そのうしろで缶ビールをかたわらにキーボー ドをいじるのは
埼玉県合唱連盟理事長の宮寺 勇先生。

 

 この大会は、第一部は真面目な演奏会、第二部が渾身の懇親ビアパーティという男ならではの構成で、埼玉が全国に先駆けてはじめた催しである。この懇親会を絶対にはずせないところが「おとうさん」コーラス大会のおとうさんたるゆえんであり、ありがたいことにビール会社や酒造メーカーが後援してくれている。ぼくが所属する男声合唱団コール・グランツは第1回目から出場している。おとうさんという言葉に引っかかるんだよナ、とは独身男性のぼやきであるが、ここはなんとしても「おとうさん」でなければならないこだわりがある。

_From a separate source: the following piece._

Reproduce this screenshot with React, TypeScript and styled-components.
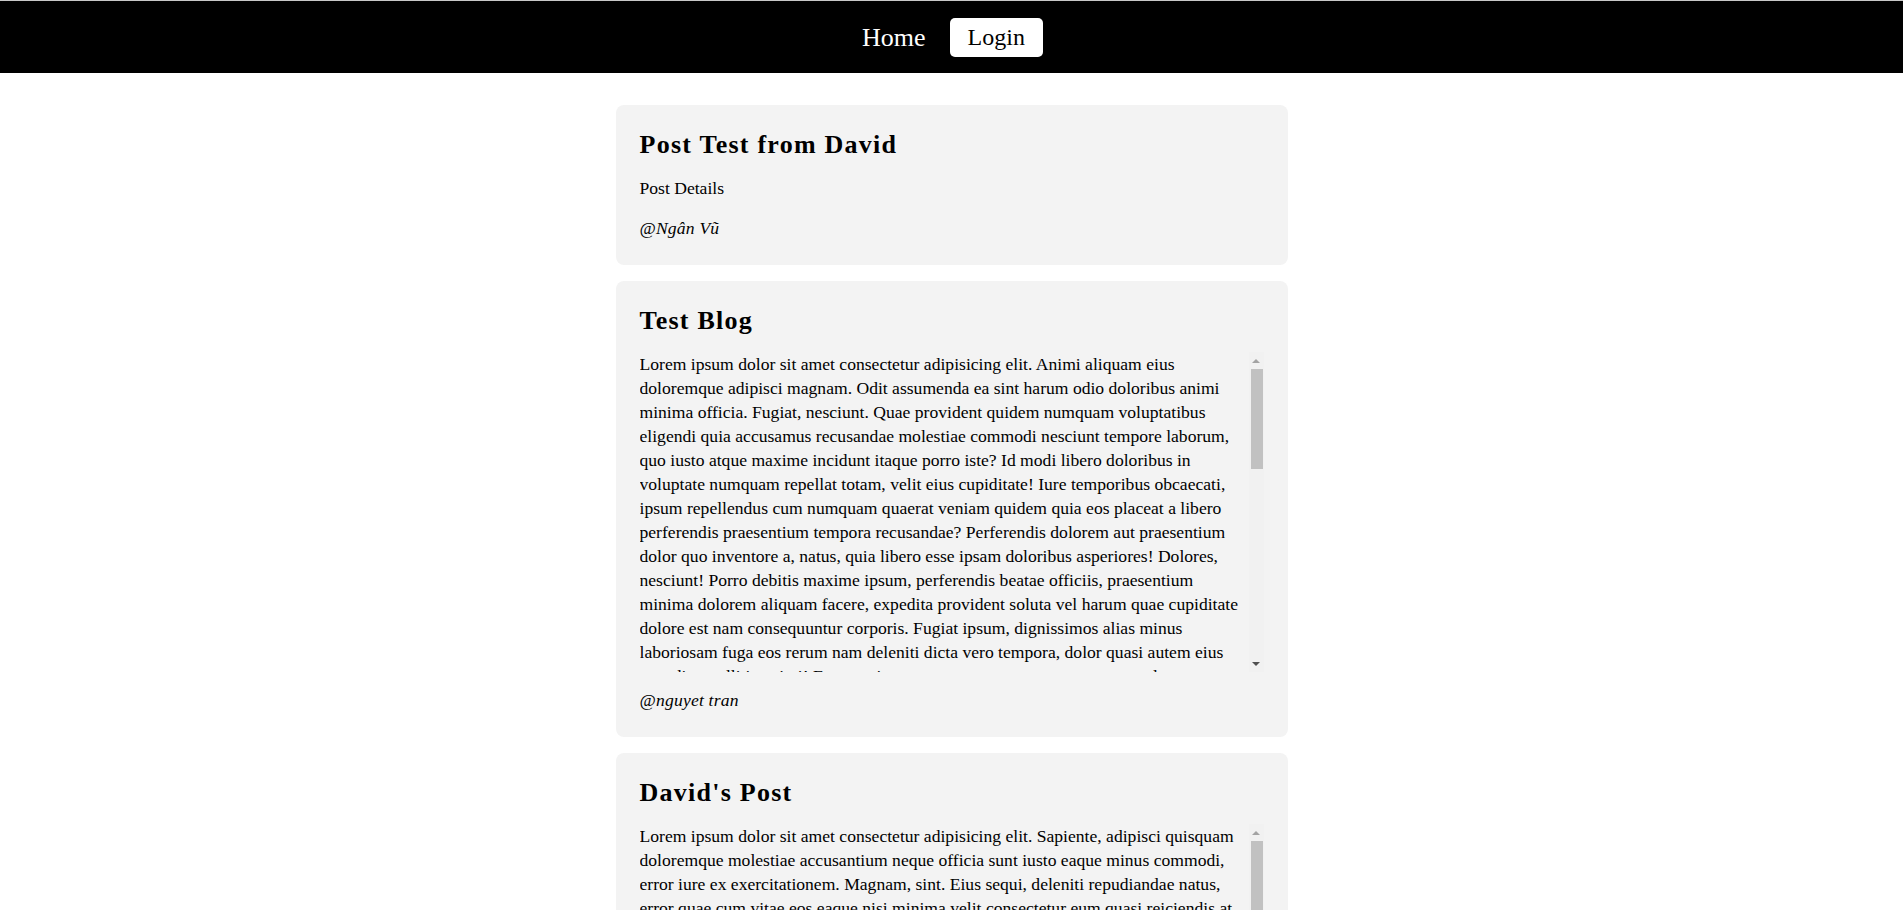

 さて、いまどきの男声合唱ではどんな曲を歌っているか、今回のプログラムからご紹介しよう。まずは「いざ起て戦人(いくさびと)よ」「斎太郎節」「雨」などの男声合唱定番モノ、“Lord, I want to be a Christian”、“Steal away”などに代表される黒人霊歌、「巡礼の合唱(タンホイザー)」「プレギエーラ 祈り(ロッシーニ)」などのクラシック、「見上げてごらん夜の星を」「上を向いて歩こう」などのポピュラー、さらに「明日があるさ」といった流行りの曲がそれぞれに趣向を凝らして演奏された。また、長年の歴史のなかから『おとうさんコーラス愛唱曲集』(埼玉県/宮城県合唱連盟)という曲集も出版され、第二部に全員で歌うときにかならず使われている。

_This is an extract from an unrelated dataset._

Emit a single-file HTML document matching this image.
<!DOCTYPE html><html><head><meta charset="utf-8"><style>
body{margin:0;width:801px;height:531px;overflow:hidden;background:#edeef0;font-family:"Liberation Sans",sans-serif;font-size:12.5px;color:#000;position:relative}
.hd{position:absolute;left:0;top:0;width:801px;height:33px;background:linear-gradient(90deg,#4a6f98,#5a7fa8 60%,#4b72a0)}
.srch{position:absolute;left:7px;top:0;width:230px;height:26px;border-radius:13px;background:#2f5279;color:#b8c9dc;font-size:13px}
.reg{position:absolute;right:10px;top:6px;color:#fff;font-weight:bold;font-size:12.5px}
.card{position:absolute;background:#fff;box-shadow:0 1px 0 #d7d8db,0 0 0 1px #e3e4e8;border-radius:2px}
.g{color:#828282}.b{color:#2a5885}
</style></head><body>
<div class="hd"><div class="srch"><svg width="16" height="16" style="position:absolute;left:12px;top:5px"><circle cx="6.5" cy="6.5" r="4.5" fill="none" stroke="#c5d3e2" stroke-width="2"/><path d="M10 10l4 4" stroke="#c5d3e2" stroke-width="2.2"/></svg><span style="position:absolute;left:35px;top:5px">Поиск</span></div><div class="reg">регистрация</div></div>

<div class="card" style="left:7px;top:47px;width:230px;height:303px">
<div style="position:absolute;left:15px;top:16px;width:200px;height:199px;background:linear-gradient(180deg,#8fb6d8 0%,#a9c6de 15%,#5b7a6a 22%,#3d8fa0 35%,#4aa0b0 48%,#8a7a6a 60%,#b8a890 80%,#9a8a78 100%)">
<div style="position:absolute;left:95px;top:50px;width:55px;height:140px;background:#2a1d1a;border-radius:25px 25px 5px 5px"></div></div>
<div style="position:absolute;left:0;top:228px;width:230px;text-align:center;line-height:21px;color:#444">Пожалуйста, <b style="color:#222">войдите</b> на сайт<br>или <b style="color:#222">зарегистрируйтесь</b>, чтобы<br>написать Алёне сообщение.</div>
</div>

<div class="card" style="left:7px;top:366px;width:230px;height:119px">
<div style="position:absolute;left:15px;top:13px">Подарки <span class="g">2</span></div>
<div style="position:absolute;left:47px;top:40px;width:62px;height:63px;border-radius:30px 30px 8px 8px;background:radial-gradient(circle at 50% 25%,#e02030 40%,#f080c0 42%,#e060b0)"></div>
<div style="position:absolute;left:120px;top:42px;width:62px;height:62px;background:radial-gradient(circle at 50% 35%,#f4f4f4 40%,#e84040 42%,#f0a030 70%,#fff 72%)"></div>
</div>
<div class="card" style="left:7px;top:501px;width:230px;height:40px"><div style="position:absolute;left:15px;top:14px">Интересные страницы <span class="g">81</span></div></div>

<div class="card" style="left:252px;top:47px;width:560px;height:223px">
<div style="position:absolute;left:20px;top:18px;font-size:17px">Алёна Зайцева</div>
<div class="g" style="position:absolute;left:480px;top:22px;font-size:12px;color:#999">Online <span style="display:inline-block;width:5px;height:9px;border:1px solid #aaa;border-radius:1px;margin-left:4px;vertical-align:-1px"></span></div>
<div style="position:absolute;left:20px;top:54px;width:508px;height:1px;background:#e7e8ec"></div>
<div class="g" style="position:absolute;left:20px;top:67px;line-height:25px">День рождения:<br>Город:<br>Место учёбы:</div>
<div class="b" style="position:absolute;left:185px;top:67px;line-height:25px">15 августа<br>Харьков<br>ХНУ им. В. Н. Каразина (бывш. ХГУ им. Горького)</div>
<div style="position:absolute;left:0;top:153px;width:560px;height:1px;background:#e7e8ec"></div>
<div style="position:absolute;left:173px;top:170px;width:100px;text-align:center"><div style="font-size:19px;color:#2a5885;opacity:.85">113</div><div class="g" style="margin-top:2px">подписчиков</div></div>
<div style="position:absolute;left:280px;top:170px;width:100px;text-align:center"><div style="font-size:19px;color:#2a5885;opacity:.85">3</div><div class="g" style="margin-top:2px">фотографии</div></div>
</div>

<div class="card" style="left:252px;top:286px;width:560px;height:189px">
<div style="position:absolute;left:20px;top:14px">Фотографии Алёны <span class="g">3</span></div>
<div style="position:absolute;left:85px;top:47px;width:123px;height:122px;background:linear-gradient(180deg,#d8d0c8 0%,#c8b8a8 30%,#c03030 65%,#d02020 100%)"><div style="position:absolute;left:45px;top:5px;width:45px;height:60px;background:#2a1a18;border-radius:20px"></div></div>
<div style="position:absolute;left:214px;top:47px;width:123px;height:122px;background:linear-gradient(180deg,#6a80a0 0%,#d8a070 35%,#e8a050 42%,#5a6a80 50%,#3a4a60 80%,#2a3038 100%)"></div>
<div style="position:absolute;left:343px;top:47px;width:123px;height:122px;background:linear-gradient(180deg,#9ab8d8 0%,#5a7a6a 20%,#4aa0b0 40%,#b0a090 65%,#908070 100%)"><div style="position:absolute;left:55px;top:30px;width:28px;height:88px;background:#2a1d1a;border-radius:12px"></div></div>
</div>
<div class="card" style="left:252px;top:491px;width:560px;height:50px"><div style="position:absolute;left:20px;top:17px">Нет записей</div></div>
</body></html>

 聴衆はやはり男性中心だが、黄色い声の応援団もいっしょにバスで駆けつける団もある。そんな団は、場内アナウンスで出番を告げられると、女声のハモった声援が客席から沸き上がったりして楽しい。じつに巧い演奏、それほどでもないが心を込めてやっているのが伝わってくる演奏、乗りきって楽しんでいる演奏などレベルも内容もさまざまだ。第一部で男声合唱を堪能したあとは、野外ステージへ場所を移して、いよいよお待ちかねの懇親会である。野外ステージは、5千人も収容できるという、巨大なドーム状の屋根付きだから雨の心配もない。

 司会は、この人をおいて他にないというわけでもなかろうが、ぼくが仰せ付かった。どうやって盛り上げようかといろいろ事前に考えてもみたが、はっきりいえば宴会だから式次第などないし、とにかくぶっつけでやることにした。

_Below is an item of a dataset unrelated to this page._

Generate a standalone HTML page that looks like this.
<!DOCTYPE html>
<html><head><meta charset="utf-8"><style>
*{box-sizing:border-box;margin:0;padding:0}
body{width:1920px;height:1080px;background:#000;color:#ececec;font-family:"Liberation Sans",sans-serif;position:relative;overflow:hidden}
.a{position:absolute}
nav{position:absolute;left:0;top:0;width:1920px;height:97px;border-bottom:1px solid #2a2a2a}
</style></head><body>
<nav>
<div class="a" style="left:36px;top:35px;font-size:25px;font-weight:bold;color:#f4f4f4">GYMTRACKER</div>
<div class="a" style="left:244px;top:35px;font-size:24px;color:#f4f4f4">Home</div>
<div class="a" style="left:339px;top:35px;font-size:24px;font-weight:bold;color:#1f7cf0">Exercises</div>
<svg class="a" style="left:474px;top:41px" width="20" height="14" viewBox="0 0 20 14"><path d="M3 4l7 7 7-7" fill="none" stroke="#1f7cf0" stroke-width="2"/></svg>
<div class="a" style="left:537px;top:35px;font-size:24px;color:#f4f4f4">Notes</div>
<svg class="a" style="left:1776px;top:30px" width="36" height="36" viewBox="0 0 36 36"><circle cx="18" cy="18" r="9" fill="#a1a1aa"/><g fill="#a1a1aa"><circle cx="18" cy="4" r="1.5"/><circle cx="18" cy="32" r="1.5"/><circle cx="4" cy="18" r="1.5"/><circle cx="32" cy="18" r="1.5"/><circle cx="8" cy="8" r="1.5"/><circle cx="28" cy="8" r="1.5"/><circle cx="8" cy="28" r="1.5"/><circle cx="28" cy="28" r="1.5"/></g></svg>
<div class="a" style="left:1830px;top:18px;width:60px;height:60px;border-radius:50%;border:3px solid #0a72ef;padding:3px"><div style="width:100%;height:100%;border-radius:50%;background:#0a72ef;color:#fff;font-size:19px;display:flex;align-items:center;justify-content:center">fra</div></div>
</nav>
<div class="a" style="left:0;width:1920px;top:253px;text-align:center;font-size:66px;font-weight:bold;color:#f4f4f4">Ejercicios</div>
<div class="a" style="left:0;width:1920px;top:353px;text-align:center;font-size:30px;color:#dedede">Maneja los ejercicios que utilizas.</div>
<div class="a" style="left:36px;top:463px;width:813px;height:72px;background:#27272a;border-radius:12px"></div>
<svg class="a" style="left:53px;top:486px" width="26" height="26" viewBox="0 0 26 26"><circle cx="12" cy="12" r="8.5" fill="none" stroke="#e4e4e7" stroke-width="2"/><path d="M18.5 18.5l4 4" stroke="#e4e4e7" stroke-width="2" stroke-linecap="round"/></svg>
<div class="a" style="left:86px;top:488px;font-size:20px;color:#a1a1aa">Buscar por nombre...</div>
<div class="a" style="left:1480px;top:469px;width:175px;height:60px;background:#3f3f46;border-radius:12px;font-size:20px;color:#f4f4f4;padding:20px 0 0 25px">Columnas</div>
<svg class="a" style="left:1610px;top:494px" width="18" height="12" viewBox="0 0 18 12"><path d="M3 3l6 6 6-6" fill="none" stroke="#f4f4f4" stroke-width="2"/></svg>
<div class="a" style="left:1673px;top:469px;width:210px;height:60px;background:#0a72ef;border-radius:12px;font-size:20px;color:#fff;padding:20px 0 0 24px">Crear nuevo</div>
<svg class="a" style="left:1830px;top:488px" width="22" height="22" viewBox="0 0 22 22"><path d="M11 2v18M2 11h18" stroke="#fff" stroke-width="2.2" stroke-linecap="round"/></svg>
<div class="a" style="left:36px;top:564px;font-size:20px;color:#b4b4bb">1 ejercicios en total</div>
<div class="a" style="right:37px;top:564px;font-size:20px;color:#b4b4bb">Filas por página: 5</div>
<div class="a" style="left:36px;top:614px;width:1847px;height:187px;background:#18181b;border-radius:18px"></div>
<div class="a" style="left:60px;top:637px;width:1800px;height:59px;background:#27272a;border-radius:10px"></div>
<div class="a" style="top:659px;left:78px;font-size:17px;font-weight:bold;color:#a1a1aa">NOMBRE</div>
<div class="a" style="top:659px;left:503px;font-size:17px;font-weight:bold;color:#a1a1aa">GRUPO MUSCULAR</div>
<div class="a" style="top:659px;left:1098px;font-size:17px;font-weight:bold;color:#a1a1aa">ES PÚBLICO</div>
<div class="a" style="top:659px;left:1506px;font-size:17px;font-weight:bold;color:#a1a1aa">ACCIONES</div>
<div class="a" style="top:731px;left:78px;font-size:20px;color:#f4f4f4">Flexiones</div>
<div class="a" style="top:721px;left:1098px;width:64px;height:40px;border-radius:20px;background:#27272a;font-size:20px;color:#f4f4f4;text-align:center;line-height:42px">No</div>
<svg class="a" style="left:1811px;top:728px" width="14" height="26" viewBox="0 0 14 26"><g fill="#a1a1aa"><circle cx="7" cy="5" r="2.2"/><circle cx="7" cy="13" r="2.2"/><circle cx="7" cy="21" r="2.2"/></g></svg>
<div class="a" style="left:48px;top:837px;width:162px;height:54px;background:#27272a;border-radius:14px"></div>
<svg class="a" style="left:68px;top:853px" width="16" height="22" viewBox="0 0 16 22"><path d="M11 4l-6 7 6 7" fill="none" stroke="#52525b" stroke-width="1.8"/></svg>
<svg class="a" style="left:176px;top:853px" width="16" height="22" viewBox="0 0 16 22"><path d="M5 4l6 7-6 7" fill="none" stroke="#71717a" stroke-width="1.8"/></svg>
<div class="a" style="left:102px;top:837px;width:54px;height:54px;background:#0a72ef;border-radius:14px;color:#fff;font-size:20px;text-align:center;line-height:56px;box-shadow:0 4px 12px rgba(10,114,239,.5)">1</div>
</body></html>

 宮寺勇理事長の指揮で「乾杯の歌」を歌いながらビールで乾杯し、第二部がスタートした。まず、わがコール・グランツが口火を切って「最上川舟唄」を披露することにしてあったが、直前に男声あんさんぶる「ポパイ」もいっしょに歌うことに話しがつき合同演奏となった。まぁ定番だからどこでもすぐに歌える曲だが、最後の追い込みのところで一歩まちがえると滅茶苦茶になるむずかしい曲でもある。揃いの鉢巻きをしめ、とりあえずトップバッターとして無事歌い終えた。あとはゆっくり飲んで歌って楽しんでいればよい。司会者を除いては…。

 司会はここからが仕事。時計とにらめっこで、ステージの進行に合わせ、次はどこの団に歌ってもらおうか、元理事長や支部長などの大御所にはいつ指揮をしてもらうか、曲は何にするかなど、飲んでいる連中のあいだを調整に走り回る。やれ女声合唱も聴かせろ、やれ同じ曲を二度やるな、やれあの演奏は長すぎる、などなどたくさんの注文も受けつけながら、同時進行でプログラムを決めていくのである。

 予想外だったというか、うすうす危惧していたというか、心残りはビールや秩父の銘酒を飲むひまがあまりなかったことである。ぼくに司会をやらせたのは、どうもこの辺りに企みがあったのではないかと思う。理事長から届いたねぎらいの挨拶状に「来年はゆっくり飲んでくれ」と書かれていた。

 来年は新潟で開催される予定だ。新潟はいいところである。とにかく酒が美味い。来年もた くさんの男声合唱団が参加してくれることを願ってやまない。